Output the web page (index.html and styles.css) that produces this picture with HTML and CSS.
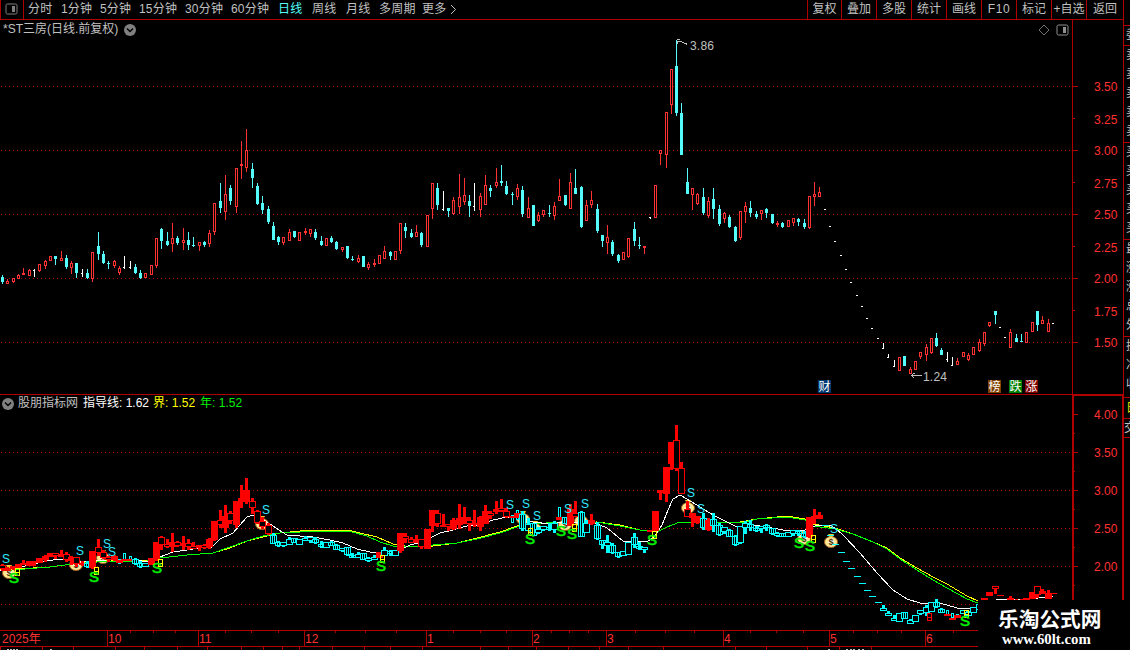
FILE: index.html
```
<!DOCTYPE html>
<html lang="zh-CN">
<head>
    <meta charset="UTF-8">
    <title>*ST三房 日线</title>
    <link rel="stylesheet" href="styles.css">
</head>
<body>
    <div class="terminal">
        <header class="toolbar">
            <div class="layout-btn">
                <svg width="13" height="12" viewBox="0 0 13 12"><rect x="1" y="1" width="11" height="10" rx="1.5" fill="none" stroke="#808080"/><rect x="7" y="3" width="3" height="6" fill="#808080"/></svg>
            </div>
            <nav class="periods">
                <span>分时</span>
                <span>1分钟</span>
                <span>5分钟</span>
                <span>15分钟</span>
                <span>30分钟</span>
                <span>60分钟</span>
                <span class="active">日线</span>
                <span>周线</span>
                <span>月线</span>
                <span>多周期</span>
                <span>更多</span>
                <svg width="7" height="11" viewBox="0 0 7 11"><path d="M1 1L5.5 5.5L1 10" fill="none" stroke="#c0c0c0"/></svg>
            </nav>
            <nav class="tools">
                <span>复权</span>
                <span>叠加</span>
                <span>多股</span>
                <span>统计</span>
                <span>画线</span>
                <span class="latin">F10</span>
                <span>标记</span>
                <span>+自选</span>
                <span>返回</span>
            </nav>
        </header>

        <section class="panel price">
            <svg id="price" width="1123" height="374" viewBox="0 20 1123 374"></svg>
            <div class="title">
                <span>*ST三房(日线.前复权)</span>
                <svg class="drop" width="12" height="12" viewBox="0 0 12 12"><circle cx="6" cy="6" r="6" fill="#808080"/><path d="M3 4.5L6 7.5L9 4.5" fill="none" stroke="#000" stroke-width="1.5"/></svg>
            </div>
            <div class="corner">
                <svg width="12" height="12" viewBox="0 0 12 12"><path d="M6 1L11 6L6 11L1 6Z" fill="none" stroke="#707070"/></svg>
                <svg width="13" height="12" viewBox="0 0 13 12"><rect x="1" y="1" width="11" height="10" rx="1.5" fill="none" stroke="#909090"/><rect x="7" y="3" width="3" height="6" fill="#909090"/></svg>
            </div>
        </section>

        <section class="panel indicator">
            <svg id="indicator" width="1123" height="235" viewBox="0 395 1123 235"></svg>
            <div class="title legend">
                <svg class="drop" width="12" height="12" viewBox="0 0 12 12"><circle cx="6" cy="6" r="6" fill="#808080"/><path d="M3 4.5L6 7.5L9 4.5" fill="none" stroke="#000" stroke-width="1.5"/></svg>
                <span class="name">股朋指标网</span>
                <span class="guide">指导线: 1.62</span>
                <span class="bound">界: 1.52</span>
                <span class="year">年: 1.52</span>
            </div>
        </section>

        <footer>
            <svg id="timeline" width="1123" height="20" viewBox="0 630 1123 20"></svg>
        </footer>
    </div>

    <aside class="quote">
        <div class="code"></div>
        <div class="ratio">委</div>
        <div class="rows">卖<br>卖<br>卖<br>卖<br>卖</div>
        <div class="rows">买<br>买<br>买<br>买<br>买</div>
        <div class="rows">最<br>涨<br>涨<br>总<br>外</div>
        <div class="rows short">换<br>净<br>收</div>
        <div class="tab">日</div>
        <div class="deal">交</div>
    </aside>

    <div class="watermark">
        <div class="site">乐淘公式网</div>
        <div class="url">www.60lt.com</div>
    </div>

    <script src="chart.js"></script>
</body>
</html>
```
FILE: styles.css
```
* {
    margin: 0;
    padding: 0;
    box-sizing: border-box;
}

body {
    display: flex;
    width: 1130px;
    height: 650px;
    overflow: hidden;
    position: relative;
    background: #000;
    color: #c0c0c0;
    font-family: "Liberation Sans", "Noto Sans CJK SC", sans-serif;
    font-size: 12px;
}

svg {
    display: block;
}

.terminal {
    width: 1123px;
    display: flex;
    flex-direction: column;
}

/* top bar */
.toolbar {
    display: flex;
    height: 20px;
    line-height: 19px;
    border-bottom: 1px solid #b00000;
    white-space: nowrap;
}

.layout-btn {
    width: 24px;
    padding: 3px 0 0 4px;
    border-left: 1px solid #b00000;
    border-right: 1px solid #b00000;
}

.periods {
    display: grid;
    grid-template-columns: 33px 39px 39px 46px 46px 47px 34px 34px 33px 43px 28px 10px;
    align-items: center;
    padding-left: 4px;
    letter-spacing: 0.2px;
}

.periods .active {
    color: #54fcfc;
}

.tools {
    display: flex;
    margin-left: auto;
}

.tools span {
    width: 35px;
    border-left: 1px solid #b00000;
    text-align: center;
}

.tools span:first-child {
    width: 34px;
}

.tools span:last-child {
    width: 37px;
}

.tools .latin {
    letter-spacing: 0.6px;
}

/* charts */
.panel {
    position: relative;
}

.indicator {
    border-top: 1px solid #b00000;
}

.title {
    position: absolute;
    top: 0;
    left: 3px;
    height: 19px;
    line-height: 19px;
    display: flex;
    align-items: center;
    gap: 6px;
    white-space: nowrap;
}

.legend {
    left: 2px;
    top: -1px;
    gap: 4px;
}

.legend .guide {
    color: #fff;
    margin-left: 1px;
}

.legend .bound {
    color: #ffff00;
}

.legend .year {
    color: #00f000;
    margin-left: 1px;
}

.corner {
    position: absolute;
    top: 4px;
    right: 54px;
    display: flex;
    gap: 6px;
}

.shape {
    shape-rendering: crispEdges;
}

.scale {
    fill: #ff3030;
    font-size: 12px;
}

.note {
    fill: #c0c0c0;
    font-size: 12px;
    letter-spacing: 0.2px;
}

.badge {
    fill: #fff;
    font-size: 12px;
}

.sell {
    fill: #30e8ff;
    font-size: 12px;
}

.buy {
    fill: #00f000;
    stroke: #00f000;
    stroke-width: 0.6px;
    font-size: 15px;
}

.dollar {
    fill: #503000;
    font-size: 9px;
    font-weight: bold;
}

/* quote strip on the right edge */
.quote {
    width: 7px;
    height: 600px;
    overflow: hidden;
    border-left: 1px solid #b00000;
}

.quote div {
    border-bottom: 1px solid #b00000;
    padding-left: 2px;
    width: 40px;
}

.quote .code {
    height: 26px;
}

.quote .ratio {
    height: 20px;
    line-height: 19px;
}

.quote .rows {
    height: 97px;
    line-height: 19px;
}

.quote .short {
    height: 61px;
}

.quote .tab {
    height: 21px;
    line-height: 20px;
    color: #e0e000;
}

.quote .deal {
    height: 19px;
    line-height: 18px;
    padding-left: 0;
}

.watermark {
    position: absolute;
    left: 978px;
    top: 600px;
    width: 152px;
    height: 50px;
    background: #000;
    color: #fff;
    font-weight: bold;
    white-space: nowrap;
}

.site {
    padding-left: 20px;
    font-family: "Noto Sans CJK SC", sans-serif;
    font-size: 20.7px;
    line-height: 37px;
    height: 31px;
}

.url {
    padding-left: 24px;
    font-family: "Liberation Serif", serif;
    font-size: 14.8px;
    line-height: 16px;
}
```
FILE: chart.js
```
const NS = 'http://www.w3.org/2000/svg';
const RED = '#b00000';

// x, high, body top, body bottom, low, type (r up, c down, w flat with the y of its tick in body top)
const bars = `
2 275 277 282 284 c|7 279 281 284 284 r|13 278 278 282 283 r|18 274 275 279 279 r|23 268 273 275 275 r
29 269 270 276 276 r|34 269 270 271 277 w|39 264 264 271 272 r|45 260 261 266 269 r|50 256 256 261 261 r
55 256 256 259 265 c|61 251 258 261 261 r|66 255 258 267 269 c|71 261 263 268 274 r|76 263 263 273 278 c
82 269 273 274 277 w|87 269 273 278 279 c|92 252 252 279 282 r|98 232 246 254 260 c|103 251 254 263 264 c
108 261 263 264 269 c|114 260 261 266 268 r|119 266 268 273 275 r|124 256 267 268 269 w|130 261 267 268 269 w
135 264 267 273 274 c|140 270 273 278 279 c|145 273 273 278 278 r|151 265 265 275 275 r|156 238 238 266 268 r
161 228 229 241 249 c|167 232 241 245 246 c|172 223 238 244 252 r|177 236 238 243 245 c|183 228 240 243 250 r
188 232 240 245 250 c|193 237 245 246 247 c|199 242 242 246 251 r|204 241 242 245 247 c|209 230 233 244 247 r
214 203 203 232 235 r|220 183 201 208 213 c|225 175 194 212 220 r|230 185 188 201 205 c|236 168 168 207 213 r
241 141 164 166 179 r|246 129 150 168 172 r|252 163 169 178 188 c|257 183 186 204 205 c|262 196 203 210 214 c
268 206 209 222 224 c|273 222 226 240 240 c|278 236 237 242 245 c|283 237 237 243 245 r|289 229 232 241 241 r
294 231 231 237 238 c|299 232 232 241 241 r|305 228 231 233 235 r|310 229 229 234 237 r|315 229 232 238 240 c
321 236 241 245 246 c|326 238 238 246 246 r|331 236 238 242 243 c|336 241 242 249 250 c|342 247 247 250 252 r
347 246 246 258 259 c|352 256 259 260 261 c|358 255 258 262 263 r|363 256 256 267 267 c|368 262 264 268 270 r
374 259 263 265 267 r|379 255 255 264 264 r|384 246 251 259 259 r|390 251 252 256 260 c|395 251 251 260 260 r
400 223 223 251 254 r|405 223 227 231 238 c|411 229 233 237 238 c|416 225 232 237 237 r|421 232 233 245 247 c
427 215 215 247 247 r|432 183 183 209 219 r|437 183 188 205 210 c|443 191 209 210 211 w|448 208 208 211 217 c
453 197 200 214 215 r|459 174 197 207 214 r|464 178 195 202 205 r|469 195 201 206 217 c|474 183 206 207 211 w
480 193 196 210 217 r|485 175 185 205 205 r|490 185 188 191 197 c|496 168 182 186 188 r|501 165 181 183 186 c
506 181 186 194 195 c|512 192 194 195 205 c|517 184 188 197 200 r|522 186 190 214 217 c|528 197 208 218 218 r
533 205 205 226 226 c|538 212 215 221 222 r|543 210 210 215 217 r|549 205 213 214 217 c|554 202 206 216 220 r
559 179 196 201 201 r|565 195 195 205 206 c|570 173 182 209 209 r|575 169 188 194 194 c|581 186 187 227 228 c
586 200 205 221 221 r|591 191 200 205 208 r|597 204 209 231 233 c|602 235 235 241 247 c|607 225 237 243 254 r
612 240 242 254 256 c|618 254 255 261 263 c|623 252 252 260 260 r|628 238 238 257 258 r|634 222 229 241 246 c
639 237 245 246 249 c|644 246 246 248 254 r|650 217 217 218 219 w|655 185 185 218 218 r|660 150 150 154 165 r
666 112 112 155 168 r|671 69 69 105 114 r|676 40 66 113 116 c|681 103 113 155 155 c|687 168 182 194 194 c
692 188 188 195 210 r|697 193 194 204 205 r|703 188 197 213 215 c|708 197 201 216 218 r|713 188 199 209 219 c
719 205 209 224 226 c|724 212 213 219 223 r|729 215 217 227 228 c|735 226 227 241 242 c|740 211 211 238 240 r
745 202 206 212 223 r|750 201 208 213 217 c|756 211 214 217 219 c|761 210 210 214 220 r|766 208 209 213 218 c
772 214 214 223 224 c|777 221 223 225 227 r|782 222 223 227 228 c|788 220 220 227 227 r|793 218 218 223 226 r
798 218 219 222 226 c|804 219 223 227 229 c|809 196 196 228 229 r|814 182 194 197 206 r|819 187 192 197 197 r
825 209 209 210 210 w|830 226 226 227 227 w|835 241 241 242 242 w|841 255 255 256 256 w|846 269 269 270 270 w
851 282 282 283 283 w|857 295 295 296 296 w|862 306 306 307 307 w|867 318 318 319 319 w|872 328 328 329 329 w
878 338 338 339 339 w|883 343 348 349 349 w|888 354 357 358 358 w|894 360 366 367 367 w|899 357 357 371 371 r
904 356 356 366 366 c|910 367 369 374 374 r|915 361 361 370 370 r|920 352 352 357 359 r|926 344 347 355 361 r
931 338 338 353 354 r|936 333 338 346 347 c|941 348 350 355 355 c|947 352 359 360 362 w|952 357 365 366 366 w
957 358 361 365 365 r|963 352 352 357 357 r|968 353 355 360 361 r|973 347 347 355 355 r|979 339 342 351 352 r
984 332 332 344 346 r|989 322 322 326 327 r|995 311 311 315 324 c|1000 327 327 328 328 w|1005 337 337 338 338 w
1010 329 332 348 348 r|1016 334 338 342 342 c|1021 334 341 342 342 c|1026 332 332 343 343 r|1032 322 322 332 332 r
1037 311 311 325 331 c|1042 316 320 324 324 r|1048 319 323 332 332 r|1053 323 323 324 324 w
`.trim().split(/[|\n]/).map(s => s.split(' ')).map(p => ({
    x: +p[0], hi: +p[1], top: +p[2], bot: +p[3], lo: +p[4], type: p[5]
}));

// x ranges where the indicator paints its candles red
const strong = [[0, 82], [92, 114], [151, 268], [400, 506], [570, 575], [591, 591], [650, 697], [708, 708], [809, 819], [984, 1060]];
// red body under a cyan wick
const mixed = [119, 124, 130, 379, 512, 517, 559, 947, 952, 957];

function add(parent, tag, attrs, text) {
    const el = document.createElementNS(NS, tag);
    for (const k in attrs) el.setAttribute(k, attrs[k]);
    if (text) el.textContent = text;
    parent.appendChild(el);
    return el;
}

function rect(g, x, y, w, h, fill) {
    add(g, 'rect', { x, y, width: w, height: h, fill });
}

function box(g, x, y, w, h, color) {
    if (h < 3) return rect(g, x, y, w, h, color);
    add(g, 'rect', { x: x + 0.5, y: y + 0.5, width: w - 1, height: h - 1, fill: '#000', stroke: color });
}

function group(svg) {
    return add(svg, 'g', { class: 'shape' });
}

function gridLine(g, y) {
    add(g, 'line', { x1: 1, x2: 1072, y1: y + 0.5, y2: y + 0.5, stroke: RED, 'stroke-dasharray': '1 3' });
}

function drawPrice() {
    const svg = document.getElementById('price');
    const g = group(svg);
    [86, 150, 214, 278, 342].forEach(y => gridLine(g, y));
    rect(g, 1072, 20, 1, 374, RED);

    for (let i = 0; i < 9; i++) {
        const y = 86 + i * 32;
        rect(g, 1073, y, i % 2 ? 2 : 5, 1, RED);
        add(svg, 'text', { x: 1094, y: y + (i % 2 ? 6 : 5), class: 'scale' }, (3.5 - i * 0.25).toFixed(2));
    }

    bars.forEach(b => {
        if (b.type === 'w') {
            const flat = b.lo - b.hi <= 1;
            rect(g, b.x - 1, b.top, flat ? 2 : 1, 1, '#fff');
            if (!flat) rect(g, b.x, b.hi, 1, b.lo - b.hi, '#fff');
            return;
        }
        const color = b.type === 'r' ? '#ff3232' : '#54fcfc';
        rect(g, b.x, b.hi, 1, b.lo - b.hi, color);
        if (b.type === 'r') box(g, b.x - 1, b.top, 3, b.bot - b.top, color);
        else rect(g, b.x - 1, b.top, 3, b.bot - b.top, color);
    });

    add(g, 'path', { d: 'M677.5 41.5L682 42L687.5 44.5M677 39.5H680M677.5 41V44', fill: 'none', stroke: '#c0c0c0' });
    add(svg, 'text', { x: 690, y: 50, class: 'note' }, '3.86');
    add(g, 'path', { d: 'M911 375.5H922M914.5 373L911.5 375.5L914.5 378.5', fill: 'none', stroke: '#c0c0c0' });
    add(svg, 'text', { x: 923, y: 381, class: 'note' }, '1.24');

    [[818, '#003870', '财'], [988, '#804000', '榜'], [1009, '#008000', '跌'], [1025, '#800000', '涨']].forEach(([x, color, t]) => {
        rect(g, x, 380, 13, 13, color);
        add(svg, 'text', { x: x + 0.5, y: 391, class: 'badge' }, t);
    });
}

function bag(svg, x, y) {
    add(svg, 'ellipse', { cx: x, cy: y + 1, rx: 6.5, ry: 5.5, fill: '#ffe890', stroke: '#a06020' });
    add(svg, 'path', { d: `M${x - 3} ${y - 7}H${x + 3}L${x + 1.5} ${y - 4}H${x - 1.5}Z`, fill: '#f0c828' });
    add(svg, 'ellipse', { cx: x, cy: y + 1, rx: 3, ry: 3.5, fill: '#fff8d8' });
    add(svg, 'text', { x: x - 2.5, y: y + 4, class: 'dollar' }, '$');
}

function marker(g, x, y, color) {
    add(g, 'path', { d: `M${x - 1.5} ${y - 3.5}h4v7h-4zM${x - 1.5} ${y + 0.5}h4`, fill: 'none', stroke: color });
}

function polyline(g, points, color) {
    add(g, 'polyline', { points, fill: 'none', stroke: color });
}

function drawIndicator() {
    const svg = document.getElementById('indicator');
    const g0 = group(svg);
    const Y = y => Math.round(452 + (y - 86) * 0.59375);

    [452, 490, 528, 566, 604].forEach(y => gridLine(g0, y));
    rect(g0, 1072, 395, 2, 235, RED);
    rect(g0, 1072, 395, 51, 1, RED);
    rect(g0, 1122, 395, 1, 235, RED);
    for (let i = 0; i < 11; i++) {
        const y = 414 + i * 19;
        rect(g0, 1074, y, i % 2 ? 1 : 4, 1, RED);
        if (i % 2 === 0 && i < 9) add(svg, 'text', { x: 1094, y: y + 5, class: 'scale' }, (4 - i * 0.25).toFixed(2));
    }

    [[9, 572], [76, 564], [103, 557], [262, 523], [523, 518], [535, 528], [565, 524], [581, 520], [688, 507], [804, 538], [831, 541]]
        .forEach(p => bag(svg, p[0], p[1]));

    const lines = group(svg);
    polyline(lines, '0,570 50,567 72,564 110,560 147,561 160,558 187,555 213,553 230,548 247,541 263,537 280,533 300,531 330,530 352,531 360,533 377,537 393,544 405,546 433,546 457,543 477,538 500,532 517,526 547,523 597,522 620,525 640,530 657,532 667,527 680,522 740,522 757,519 787,516 805,519 813,524 835,528 853,534 873,542 887,548 900,558 917,568 933,577 947,584 967,596 978,601', '#ffff00');
    polyline(lines, '0,571 50,567 72,564 110,561 147,561 160,558 187,555 213,553 230,547 247,541 263,536 280,533 300,532 330,531 352,532 367,536 380,542 393,546 413,547 433,545 457,543 477,539 500,533 517,527 533,524 560,522 597,522 620,526 640,530 657,532 667,527 680,522 707,522 740,523 757,519 787,517 805,520 813,526 835,529 853,534 873,542 887,549 900,559 917,570 933,580 947,588 967,599 978,603', '#00ff00');
    polyline(lines, '0,571 17,568 33,564 47,561 60,559 72,560 83,562 117,559 133,559 147,562 160,557 173,552 187,550 200,548 212,547 220,539 233,533 240,525 247,517 253,515 262,519 273,526 282,532 287,535 300,536 313,537 330,540 343,543 357,549 370,552 383,553 397,551 410,545 423,542 432,537 440,533 453,530 467,526 480,525 493,520 507,517 520,517 533,522 550,524 557,523 593,522 607,528 623,541 647,542 655,536 662,525 668,510 673,499 680,495 687,499 700,507 713,515 727,522 737,527 753,525 767,527 783,530 803,531 817,525 830,525 835,528 843,535 860,553 877,573 893,590 907,599 920,603 940,603 957,608 978,608 998,599 1030,599 1053,596', '#fff');

    const g = group(svg);
    bars.forEach(b => {
        const hi = Y(b.hi), top = Y(b.top);
        const bot = Math.max(Y(b.bot), top + 1), lo = Math.max(Y(b.lo), hi + 1);
        const red = strong.some(r => b.x >= r[0] && b.x <= r[1]);
        const color = red ? '#ff0000' : '#00ffff';
        const down = b.type === 'c';

        if (b.type === 'w' && b.lo - b.hi <= 1) {
            rect(g, b.x - 3, top, 7, 1, color);
        } else if (mixed.includes(b.x)) {
            box(g, b.x - 1, hi, 3, lo - hi, '#00ffff');
            rect(g, b.x - 3, top, 7, Math.max(2, bot - top), '#ff0000');
        } else if (red && !down) {
            rect(g, b.x - 1, hi, 3, lo - hi + 1, color);
            rect(g, b.x - 3, top, 7, Math.max(2, bot - top + 1), color);
        } else {
            rect(g, b.x - 1, hi, 3, lo - hi + 1, color);
            box(g, b.x - 3, top, 7, Math.max(3, bot - top + 1), color);
            if (!red && down) box(g, b.x - 1, top, 3, bot - top + 1, color);
        }
    });

    [[17, 572], [96, 571], [160, 563], [382, 559], [530, 532], [574, 528], [654, 535], [813, 539], [966, 614]]
        .forEach(p => marker(g, p[0], p[1], '#ffff00'));
    marker(g, 929, 617, '#ff0000');

    [[2, 563], [76, 555], [103, 548], [108, 556], [262, 514], [506, 509], [522, 508], [533, 520], [564, 513], [581, 508], [687, 497], [697, 513], [830, 533]]
        .forEach(p => add(svg, 'text', { x: p[0], y: p[1], class: 'sell' }, 'S'));
    [[9, 583], [89, 582], [152, 573], [376, 571], [525, 544], [556, 536], [567, 539], [647, 545], [794, 548], [805, 551], [960, 626]]
        .forEach(p => add(svg, 'text', { x: p[0], y: p[1], class: 'buy' }, 'S'));
}

function drawTimeline() {
    const svg = document.getElementById('timeline');
    const g = group(svg);
    rect(g, 0, 630, 1123, 1, RED);
    rect(g, 0, 646, 1123, 1, RED);
    add(svg, 'text', { x: 2, y: 643, class: 'scale' }, '2025年');
    [[107, 10], [198, 11], [304, 12], [426, 1], [532, 2], [606, 3], [723, 4], [829, 5], [925, 6]].forEach(([x, m]) => {
        rect(g, x, 630, 1, 16, RED);
        add(svg, 'text', { x: x + 1, y: 643, class: 'scale' }, String(m));
    });
    [130, 153, 175, 225, 251, 278, 335, 365, 396, 453, 480, 506, 551, 569, 588, 635, 665, 694, 750, 776, 803, 853, 877, 901, 953]
        .forEach(x => rect(g, x, 631, 1, 2, RED));
    [0, 42, 73, 115, 144, 177, 207, 241, 263, 282, 299, 332, 364, 390, 422, 480, 508, 536, 568, 599, 628, 663, 735, 766, 807, 839, 871]
        .forEach(x => rect(g, x, 647, 1, 3, RED));
    // tops of the indicator tabs that run under the window edge
    [7, 10, 13, 16, 50, 828, 846, 850, 853, 858, 862].forEach(x => rect(g, x, 649, 2, 1, '#c0c0c0'));
}

drawPrice();
drawIndicator();
drawTimeline();
```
══════════
▶ _SET EXERCISE_
Tally every line of the listing that holds the string "html", then give the number by itself.

▶ _COMPLETED EXERCISE_
5